Scientists at the University of Chicago have developed a new statistical tool that enhances the ability to find genetic variants causing diseases. This tool, described in a new paper published on January 26, 2024, in Nature Genetics, combines data from Genome-wide Association Studies (GWAS) and genetic expression predictions to limit the number of false positive results and more accurately identify causal genes and variants for a disease.
GWAS is a widely used approach to identify genes associated with various human traits, including common diseases. For instance, researchers compare the genome sequences of a large group of people with a specific disease with another set of sequences from healthy individuals. Differences found in the disease group may indicate genetic variants that increase the risk of this disease and require further investigation.
However, most human diseases are not caused by a single genetic variation. Instead, they result from a complex interaction of multiple genes, environmental factors, and various other variables. Consequently, GWAS often identifies many variants in numerous regions of the genome associated with a disease. The limitation of GWAS, however, is that it only identifies associations and not causality. In a typical genomic region, many variants are highly correlated with one another due to a phenomenon called linkage disequilibrium. This is because DNA is passed down from one generation to the next in whole blocks, and not individual genes, so nearby variants tend to correlate.
„In a block, there may be many genetic variants, all correlated with disease risk, but you don’t know which variant is actually the causal variant. That’s the basic challenge of GWAS, namely how do we get from association to causation.“
Xin He, PhD, Associate Professor of Human Genetics and lead author of the new study
Complicating matters, most genetic variants are located in non-coding genomes, making it difficult to interpret their effects. A common strategy to address these challenges is the use of gene expression levels. Expression quantitative Trait Loci or eQTLs are genetic variants associated with gene expression.
The reason for using eQTL data is that if a variant associated with a disease is an eQTL of a gene X, then X might be the link between the variant and the disease. However, the problem with this reasoning is that neighboring variants and eQTLs of other genes can be correlated with the eQTL of gene X, while directly affecting the disease, resulting in a false positive result. Many methods have been developed to nominate risk genes from GWAS using eQTL data, but they all suffer from the fundamental problem of confusion by neighboring associations. In fact, existing methods can generate false positive genes in over 50% of cases.

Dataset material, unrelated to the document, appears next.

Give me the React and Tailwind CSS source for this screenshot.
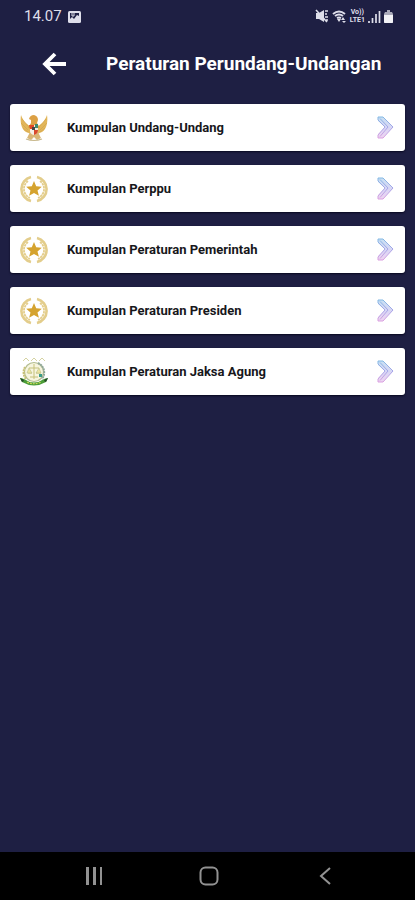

In the new study, Prof. He and Matthew Stephens, PhD, Ralph W. Gerard Professor and Chair of the Departments of Statistics and Professor of Human Genetics, developed a new method called Causal-Transcriptome-Wide Association Studies (cTWAS). It utilizes advanced statistical techniques to reduce the false positive rate. Instead of focusing on one gene at a time, the new cTWAS model considers multiple genes and variants. Using a Bayesian multiple regression model, confusing genes and variants can be filtered out.
„Looking at them one by one, you will receive false positive results, but considering all neighboring genes and variants together will significantly increase the probability of finding the causal gene,“ he said.
The article demonstrates the utility of this new technique by studying the genetics of LDL cholesterol levels. As an example, existing eQTL methods pointed to a gene involved in DNA repair, but the new cTWAS approach identified a different variant in the target gene of Statin, a common medication for treating high cholesterol levels. Overall, cTWAS identified 35 putative causal genes for LDL, more than half of which have not been previously described, indicating new biological pathways and potential treatment targets for LDL.
The cTWAS software is now available for download from the He’s Lab website. He hopes to continue working on expanding its capabilities to include other types of omics data such as splicing and epigenetics, as well as integrating eQTLs from multiple tissue types.
„The software will allow people to conduct analyses linking genetic variations to phenotypes. That’s truly the biggest challenge facing the entire field,“ he said. „We now have a much better tool for making these connections.“
Zhao, S., et al. (2024). Considering genetic confounding in transcriptome-wide association studies improves discovery of risk genes for complex traits. Nature Genetics. doi.org/10.1038/s41588-023-01648-9.